Feng Yuxiang (; ; 6 November 1882 – 1 September 1948), courtesy name Huanzhang (焕章), was a warlord and a leader of the Republic of China from Chaohu, Anhui. He served as Vice Premier of the Republic of China from 1928 to 1930. He was also known as the "Christian General" for his zeal to convert his troops and the "Traitorous General" for his penchant to break with the establishment. In 1911 he was an officer in the ranks of Yuan Shikai's Beiyang Army but joined forces with revolutionaries against the Qing dynasty. He rose to high rank within Wu Peifu's Zhili warlord faction but launched the Beijing Coup in 1924 that knocked Zhili out of power and brought Sun Yat-sen to Beijing. He joined the Nationalist Party (KMT), supported the Northern Expedition and became blood brothers with Chiang Kai-shek, but resisted Chiang's consolidation of power in the Central Plains War and broke with him again in resisting Japanese incursions in 1933. He spent his later years supporting the Revolutionary Committee of the Kuomintang.

Early life and career
As the son of an officer in the Qing Imperial Army, Feng spent his youth immersed in military life. He joined the Huai Army when he was 11 as a deputy soldier (Fu Bing, 副兵), the lowest rank in the army, he received a uniform and food, but no salary, unlike regular soldiers. By the age of 16 he had proved himself and became a regular. Unlike other soldiers who gambled away their pay, Feng saved his salary and used a portion of it to help out other soldiers in need, especially those deputy soldiers (Fu Bing, 副兵), like he had once been, and so he was popular among his comrades-in-arms. Feng was hard-working and motivated, and in 1902 he was reassigned to Yuan Shikai's newly established Beiyang Army.
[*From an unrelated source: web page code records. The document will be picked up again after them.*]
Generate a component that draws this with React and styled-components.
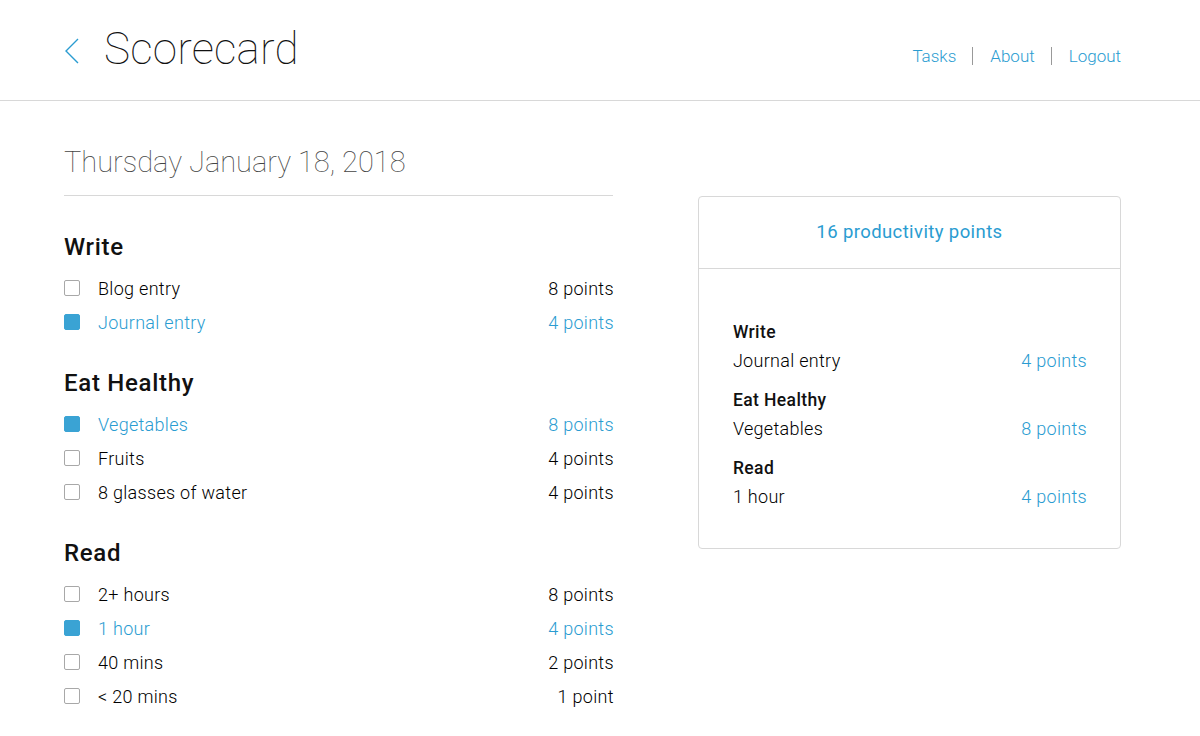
import React from 'react'
import styled, { createGlobalStyle } from 'styled-components'

const BLUE = '#2a9cd1'

const GlobalStyle = createGlobalStyle`
  body {
    margin: 0;
    background: #fff;
    font-family: "Helvetica Neue", Roboto, "Liberation Sans", sans-serif;
    color: #111;
  }
`

const sections = [
  {
    title: 'Write',
    items: [
      { label: 'Blog entry', points: 8 },
      { label: 'Journal entry', points: 4, done: true }
    ]
  },
  {
    title: 'Eat Healthy',
    items: [
      { label: 'Vegetables', points: 8, done: true },
      { label: 'Fruits', points: 4 },
      { label: '8 glasses of water', points: 4 }
    ]
  },
  {
    title: 'Read',
    items: [
      { label: '2+ hours', points: 8 },
      { label: '1 hour', points: 4, done: true },
      { label: '40 mins', points: 2 },
      { label: '< 20 mins', points: 1 }
    ]
  }
]

const pointsText = n => (n === 1 ? '1 point' : `${n} points`)

const Header = styled.header`
  height: 100px;
  border-bottom: 1px solid #d8d8d8;
  display: flex;
  align-items: center;
  justify-content: space-between;
  padding: 0 79px 0 64px;
`
const Brand = styled.div`
  display: flex;
  align-items: center;
  gap: 24px;
`
const Back = styled.svg`
  width: 16px;
  height: 26px;
  margin-top: 2px;
`
const AppTitle = styled.h1`
  margin: 0;
  font-family: Roboto, "Liberation Sans", sans-serif;
  font-weight: 100;
  font-size: 44px;
  letter-spacing: 0.2px;
  color: #111;
  margin-top: -2px;
`
const Nav = styled.nav`
  display: flex;
  align-items: center;
  margin-top: 12px;
`
const NavLink = styled.a`
  color: ${BLUE};
  font-size: 17px;
  font-weight: 300;
  text-decoration: none;
  padding: 0 16px 0 17px;
  border-left: ${p => (p.first ? 'none' : '1px solid #999')};
  line-height: 18px;
  &:last-child { padding-right: 0; }
`
const Main = styled.main`
  display: flex;
  align-items: flex-start;
  gap: 85px;
  padding: 0 79px 0 64px;
`
const Left = styled.div`
  width: 550px;
`
const DateTitle = styled.h2`
  margin: 0;
  padding: 44px 0 16px;
  font-family: Roboto, "Liberation Sans", sans-serif;
  font-weight: 100;
  font-size: 29px;
  color: #444;
  border-bottom: 1px solid #d8d8d8;
`
const Section = styled.section`
  margin-top: ${p => (p.first ? '37px' : '30px')};
`
const SectionTitle = styled.h3`
  margin: 0 0 10px;
  font-size: 24px;
  font-weight: 500;
  letter-spacing: 0.7px;
  line-height: 28px;
  color: #111;
`
const Row = styled.div`
  display: flex;
  align-items: center;
  height: 34px;
  font-size: 18px;
  font-weight: 300;
  letter-spacing: 0.3px;
  color: ${p => (p.done ? BLUE : '#000')};
`
const Box = styled.span`
  width: 16px;
  height: 16px;
  box-sizing: border-box;
  border-radius: 2px;
  border: 1px solid ${p => (p.done ? '#3aa3d4' : '#a8a8a8')};
  background: ${p => (p.done ? '#3aa3d4' : '#fff')};
  margin-right: 18px;
  flex-shrink: 0;
`
const Label = styled.span`
  flex: 1;
`
const Points = styled.span`
  margin-right: -1px;
`
const Card = styled.aside`
  margin-top: 95px;
  width: 422px;
  border: 1px solid #d8d8d8;
  border-radius: 4px;
`
const CardHead = styled.div`
  height: 72px;
  display: flex;
  align-items: center;
  justify-content: center;
  border-bottom: 1px solid #d8d8d8;
  color: ${BLUE};
  font-size: 18.5px;
  letter-spacing: 0.4px;
  font-weight: 400;
  padding-bottom: 2px;
  box-sizing: border-box;
`
const CardBody = styled.div`
  padding: 51px 33px 34px 34px;
`
const CardSection = styled.div`
  margin-top: ${p => (p.first ? '0' : '10px')};
`
const CardTitle = styled.div`
  font-size: 17.5px;
  font-weight: 500;
  letter-spacing: 0.4px;
  line-height: 24px;
  color: #111;
`
const CardRow = styled.div`
  display: flex;
  justify-content: space-between;
  font-size: 18px;
  font-weight: 300;
  letter-spacing: 0.3px;
  line-height: 34px;
  color: #000;
`
const CardPoints = styled.span`
  color: ${BLUE};
`

export default function App() {
  const done = sections
    .map(s => ({ title: s.title, items: s.items.filter(i => i.done) }))
    .filter(s => s.items.length)
  const total = done.reduce((t, s) => t + s.items.reduce((a, i) => a + i.points, 0), 0)

  return (
    <>
      <GlobalStyle />
      <Header>
        <Brand>
          <Back viewBox="0 0 16 26">
            <path d="M14 1 L2 13 L14 25" fill="none" stroke={BLUE} strokeWidth="1.4" />
          </Back>
          <AppTitle>Scorecard</AppTitle>
        </Brand>
        <Nav>
          <NavLink first href="#">Tasks</NavLink>
          <NavLink href="#">About</NavLink>
          <NavLink href="#">Logout</NavLink>
        </Nav>
      </Header>
      <Main>
        <Left>
          <DateTitle>Thursday January 18, 2018</DateTitle>
          {sections.map((s, idx) => (
            <Section key={s.title} first={idx === 0}>
              <SectionTitle>{s.title}</SectionTitle>
              {s.items.map(item => (
                <Row key={item.label} done={item.done}>
                  <Box done={item.done} />
                  <Label>{item.label}</Label>
                  <Points>{pointsText(item.points)}</Points>
                </Row>
              ))}
            </Section>
          ))}
        </Left>
        <Card>
          <CardHead>{total} productivity points</CardHead>
          <CardBody>
            {done.map((s, idx) => (
              <CardSection key={s.title} first={idx === 0}>
                <CardTitle>{s.title}</CardTitle>
                {s.items.map(item => (
                  <CardRow key={item.label}>
                    <span>{item.label}</span>
                    <CardPoints>{pointsText(item.points)}</CardPoints>
                  </CardRow>
                ))}
              </CardSection>
            ))}
          </CardBody>
        </Card>
      </Main>
    </>
  )
}
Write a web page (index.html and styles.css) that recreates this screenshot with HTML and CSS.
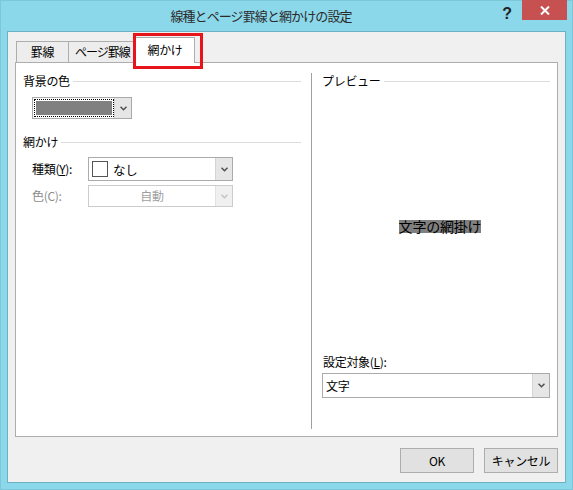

During the Xinhai Revolution of 1911 Feng joined the Luanzhou Uprising against the Qing Court and supported the revolutionaries in the South. The uprising was suppressed by the Beiyang Army and Feng was imprisoned by Yuan Shikai. In 1914 he regained military rank and spent the next four years defending Yuan's regime. In July 1914, as a brigade commander, he participated in the suppression of the Bailang Peasant Uprising in Henan and Shaanxi.  During the National Protection War of 1915–16 he was sent to Sichuan to fight the Anti-Yuan National Protection Army, but secretly communicated with revolution leader Cai E. In April 1917 he was stripped of his military rank but still led his old troops in the campaign against Zhang Xun and was restored to his rank. In February 1918 he was ordered to suppress the Constitutional Protection Movement, but proclaimed his support for peace talks in Hubei and was stripped of titles but permitted to stay in command of his forces. The capture of Changde in June earned him back his titles. By August 1921 he was promoted to command a division and was based in Shaanxi.

Conversion to Christianity
Feng, like many young officers, was involved in revolutionary activity and was nearly executed for treason. He later joined Yuan Shikai's Beiyang Army and with the help and advice of Chinese diplomat Wang Zhengting, converted to Christianity in 1914, being baptized into the Methodist Episcopal Church.

Feng's career as a warlord began soon after the collapse of the Yuan Shikai government in 1916. Feng, however, distinguished himself from other regional militarists by governing his domains with a mixture of paternalistic Christian socialism and military discipline. He forbade prostitution, gambling and the sale of opium and morphia. From 1919 he was known as the "Christian General".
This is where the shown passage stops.